Directions:
Here are some records; copy every line that holds the word "styles".

Front-end source files:
— Start —

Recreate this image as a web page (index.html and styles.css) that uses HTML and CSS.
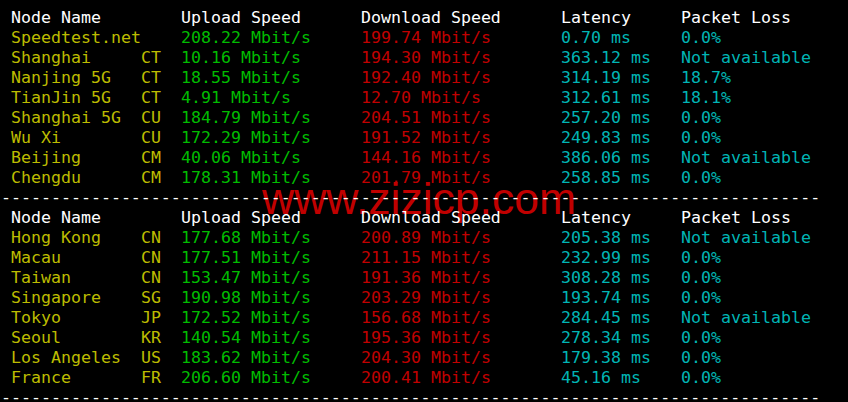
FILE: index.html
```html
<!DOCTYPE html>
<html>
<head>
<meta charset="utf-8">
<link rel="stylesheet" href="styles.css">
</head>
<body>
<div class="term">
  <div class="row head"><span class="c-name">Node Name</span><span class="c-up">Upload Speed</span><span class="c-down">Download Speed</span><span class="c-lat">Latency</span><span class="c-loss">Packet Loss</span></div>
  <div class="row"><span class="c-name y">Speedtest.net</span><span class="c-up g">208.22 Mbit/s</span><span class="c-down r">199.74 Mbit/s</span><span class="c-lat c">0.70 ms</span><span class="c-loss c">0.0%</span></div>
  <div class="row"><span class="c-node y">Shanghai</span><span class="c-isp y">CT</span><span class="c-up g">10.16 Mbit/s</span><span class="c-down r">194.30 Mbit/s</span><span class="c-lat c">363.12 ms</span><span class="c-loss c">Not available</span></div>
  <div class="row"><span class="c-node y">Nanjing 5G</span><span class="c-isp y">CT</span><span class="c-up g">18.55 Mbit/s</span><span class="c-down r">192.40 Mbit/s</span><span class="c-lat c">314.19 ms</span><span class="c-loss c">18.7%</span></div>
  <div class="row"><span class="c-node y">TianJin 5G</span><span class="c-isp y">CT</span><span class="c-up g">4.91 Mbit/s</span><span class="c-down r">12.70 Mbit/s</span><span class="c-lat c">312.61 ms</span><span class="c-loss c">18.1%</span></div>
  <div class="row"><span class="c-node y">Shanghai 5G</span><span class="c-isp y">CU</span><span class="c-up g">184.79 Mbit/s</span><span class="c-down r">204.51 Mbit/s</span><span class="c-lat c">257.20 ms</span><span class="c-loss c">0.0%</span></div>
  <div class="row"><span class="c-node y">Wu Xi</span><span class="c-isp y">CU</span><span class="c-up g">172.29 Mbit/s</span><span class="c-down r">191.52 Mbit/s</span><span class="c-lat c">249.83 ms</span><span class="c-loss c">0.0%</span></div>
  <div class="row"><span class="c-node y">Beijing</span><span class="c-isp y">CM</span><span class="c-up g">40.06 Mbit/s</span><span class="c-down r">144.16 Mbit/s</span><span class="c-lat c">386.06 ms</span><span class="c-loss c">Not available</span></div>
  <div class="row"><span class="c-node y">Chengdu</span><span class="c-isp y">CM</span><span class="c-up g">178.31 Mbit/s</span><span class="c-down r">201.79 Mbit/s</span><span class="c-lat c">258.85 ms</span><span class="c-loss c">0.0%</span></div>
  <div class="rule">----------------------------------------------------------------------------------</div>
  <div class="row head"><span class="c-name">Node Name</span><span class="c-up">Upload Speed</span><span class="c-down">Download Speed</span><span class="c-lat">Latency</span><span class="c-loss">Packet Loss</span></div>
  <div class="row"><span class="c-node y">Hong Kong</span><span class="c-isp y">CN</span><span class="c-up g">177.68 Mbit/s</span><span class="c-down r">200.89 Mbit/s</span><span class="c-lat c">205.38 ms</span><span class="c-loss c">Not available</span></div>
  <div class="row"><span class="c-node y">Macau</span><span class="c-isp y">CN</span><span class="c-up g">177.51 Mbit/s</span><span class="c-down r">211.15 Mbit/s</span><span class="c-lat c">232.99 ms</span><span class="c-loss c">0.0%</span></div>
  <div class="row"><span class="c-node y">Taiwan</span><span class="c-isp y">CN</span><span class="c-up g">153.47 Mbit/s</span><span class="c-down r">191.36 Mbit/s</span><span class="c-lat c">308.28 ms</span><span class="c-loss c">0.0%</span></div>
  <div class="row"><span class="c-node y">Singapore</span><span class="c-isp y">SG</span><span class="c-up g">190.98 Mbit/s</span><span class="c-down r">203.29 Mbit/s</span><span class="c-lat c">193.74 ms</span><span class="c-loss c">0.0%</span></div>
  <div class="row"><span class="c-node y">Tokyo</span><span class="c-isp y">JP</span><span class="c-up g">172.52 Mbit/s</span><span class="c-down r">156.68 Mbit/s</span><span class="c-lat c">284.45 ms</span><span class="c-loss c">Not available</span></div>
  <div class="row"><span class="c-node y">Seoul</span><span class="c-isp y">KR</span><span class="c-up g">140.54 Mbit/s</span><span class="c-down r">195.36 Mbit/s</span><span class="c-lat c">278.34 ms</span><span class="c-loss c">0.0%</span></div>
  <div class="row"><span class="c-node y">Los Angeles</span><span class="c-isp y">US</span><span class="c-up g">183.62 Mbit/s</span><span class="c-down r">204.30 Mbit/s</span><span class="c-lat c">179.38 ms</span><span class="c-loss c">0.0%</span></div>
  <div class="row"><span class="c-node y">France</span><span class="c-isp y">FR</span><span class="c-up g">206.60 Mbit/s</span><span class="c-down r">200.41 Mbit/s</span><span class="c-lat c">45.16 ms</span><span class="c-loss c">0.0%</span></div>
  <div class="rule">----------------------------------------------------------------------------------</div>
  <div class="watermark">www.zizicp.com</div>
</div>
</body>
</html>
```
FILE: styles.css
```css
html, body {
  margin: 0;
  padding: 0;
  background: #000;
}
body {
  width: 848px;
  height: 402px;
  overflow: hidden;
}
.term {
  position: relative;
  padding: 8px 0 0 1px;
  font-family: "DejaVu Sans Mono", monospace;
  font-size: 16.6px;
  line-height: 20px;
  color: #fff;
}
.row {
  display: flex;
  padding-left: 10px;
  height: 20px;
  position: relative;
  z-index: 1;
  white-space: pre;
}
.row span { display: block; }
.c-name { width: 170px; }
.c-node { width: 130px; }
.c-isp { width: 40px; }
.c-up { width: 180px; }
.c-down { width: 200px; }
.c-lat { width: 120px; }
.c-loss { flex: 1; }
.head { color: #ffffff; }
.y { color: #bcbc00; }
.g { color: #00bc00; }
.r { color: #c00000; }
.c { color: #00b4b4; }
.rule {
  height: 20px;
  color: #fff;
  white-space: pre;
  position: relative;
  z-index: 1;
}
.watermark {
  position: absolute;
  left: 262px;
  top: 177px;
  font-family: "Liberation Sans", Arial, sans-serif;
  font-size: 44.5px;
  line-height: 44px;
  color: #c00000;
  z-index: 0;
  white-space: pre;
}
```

— End —
— Start —

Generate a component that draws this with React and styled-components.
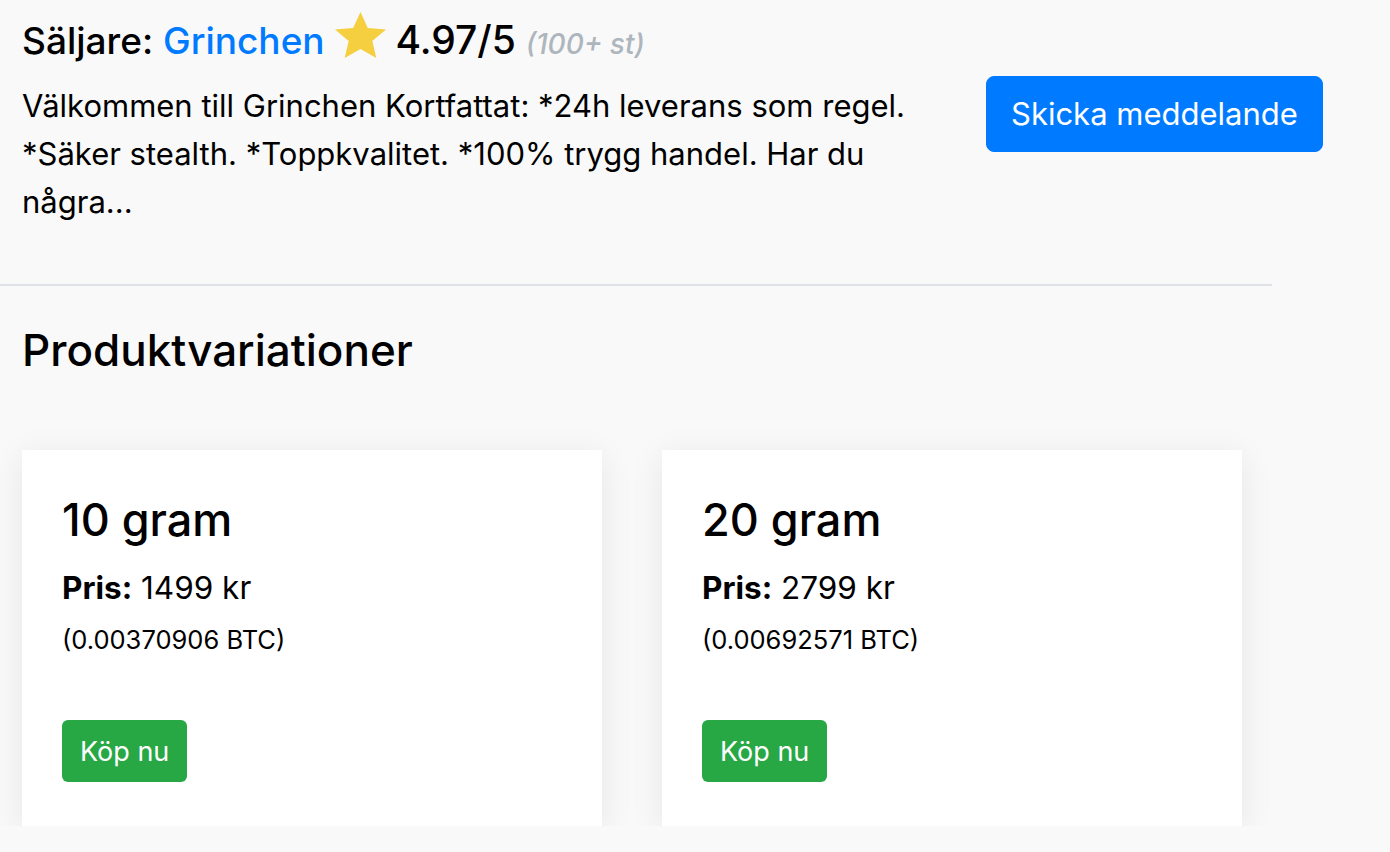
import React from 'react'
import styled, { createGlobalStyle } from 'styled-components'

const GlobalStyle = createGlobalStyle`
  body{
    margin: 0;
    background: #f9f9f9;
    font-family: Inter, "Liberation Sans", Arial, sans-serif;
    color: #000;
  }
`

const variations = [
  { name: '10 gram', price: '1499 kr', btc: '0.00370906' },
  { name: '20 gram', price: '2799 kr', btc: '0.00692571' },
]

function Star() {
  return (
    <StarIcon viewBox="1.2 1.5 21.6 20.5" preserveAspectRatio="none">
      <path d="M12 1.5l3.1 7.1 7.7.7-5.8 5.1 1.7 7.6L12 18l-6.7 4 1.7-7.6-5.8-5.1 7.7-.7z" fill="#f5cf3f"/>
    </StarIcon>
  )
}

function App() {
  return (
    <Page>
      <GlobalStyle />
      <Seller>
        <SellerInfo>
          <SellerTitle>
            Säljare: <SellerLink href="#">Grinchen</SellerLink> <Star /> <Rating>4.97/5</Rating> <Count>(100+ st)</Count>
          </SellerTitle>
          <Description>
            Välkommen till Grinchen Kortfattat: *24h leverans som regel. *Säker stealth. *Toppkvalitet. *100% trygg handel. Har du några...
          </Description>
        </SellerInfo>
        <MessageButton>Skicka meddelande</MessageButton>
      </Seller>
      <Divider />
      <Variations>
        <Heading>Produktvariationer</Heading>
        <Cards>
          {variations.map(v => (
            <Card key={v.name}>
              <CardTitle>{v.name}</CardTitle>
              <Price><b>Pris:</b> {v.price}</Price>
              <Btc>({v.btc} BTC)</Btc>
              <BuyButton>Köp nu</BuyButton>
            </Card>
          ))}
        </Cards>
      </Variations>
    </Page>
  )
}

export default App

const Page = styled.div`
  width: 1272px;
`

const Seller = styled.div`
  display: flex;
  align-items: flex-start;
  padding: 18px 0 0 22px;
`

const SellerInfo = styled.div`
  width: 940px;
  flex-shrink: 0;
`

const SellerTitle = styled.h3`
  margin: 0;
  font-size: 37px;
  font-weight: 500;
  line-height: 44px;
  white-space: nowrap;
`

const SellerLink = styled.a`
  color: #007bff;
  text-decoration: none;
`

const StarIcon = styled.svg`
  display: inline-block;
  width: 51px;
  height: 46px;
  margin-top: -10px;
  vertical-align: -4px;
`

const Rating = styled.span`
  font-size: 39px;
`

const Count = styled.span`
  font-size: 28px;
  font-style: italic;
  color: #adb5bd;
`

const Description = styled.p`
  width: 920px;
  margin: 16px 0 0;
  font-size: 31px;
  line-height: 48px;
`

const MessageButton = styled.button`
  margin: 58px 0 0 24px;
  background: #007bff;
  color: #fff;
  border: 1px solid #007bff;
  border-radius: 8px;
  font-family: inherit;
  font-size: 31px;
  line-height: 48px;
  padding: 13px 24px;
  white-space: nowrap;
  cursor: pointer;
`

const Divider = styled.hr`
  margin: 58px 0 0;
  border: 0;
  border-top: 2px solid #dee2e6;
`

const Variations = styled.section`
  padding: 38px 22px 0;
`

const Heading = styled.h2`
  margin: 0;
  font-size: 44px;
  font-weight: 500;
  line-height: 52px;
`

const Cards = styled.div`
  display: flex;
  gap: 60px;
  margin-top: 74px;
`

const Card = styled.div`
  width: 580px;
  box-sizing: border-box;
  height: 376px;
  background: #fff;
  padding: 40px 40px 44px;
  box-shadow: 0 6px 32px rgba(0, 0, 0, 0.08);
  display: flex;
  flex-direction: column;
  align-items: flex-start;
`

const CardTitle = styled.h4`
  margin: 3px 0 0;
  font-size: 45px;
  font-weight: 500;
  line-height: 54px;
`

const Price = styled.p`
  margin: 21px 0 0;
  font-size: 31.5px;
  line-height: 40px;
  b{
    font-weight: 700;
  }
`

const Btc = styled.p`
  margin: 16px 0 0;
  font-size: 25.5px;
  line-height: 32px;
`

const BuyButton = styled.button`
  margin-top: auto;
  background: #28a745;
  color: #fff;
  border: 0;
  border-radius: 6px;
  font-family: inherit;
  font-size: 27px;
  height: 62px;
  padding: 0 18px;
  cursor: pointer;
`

— End —

Task response:
Recreate this image as a web page (index.html and styles.css) that uses HTML and CSS.
<link rel="stylesheet" href="styles.css">
FILE: styles.css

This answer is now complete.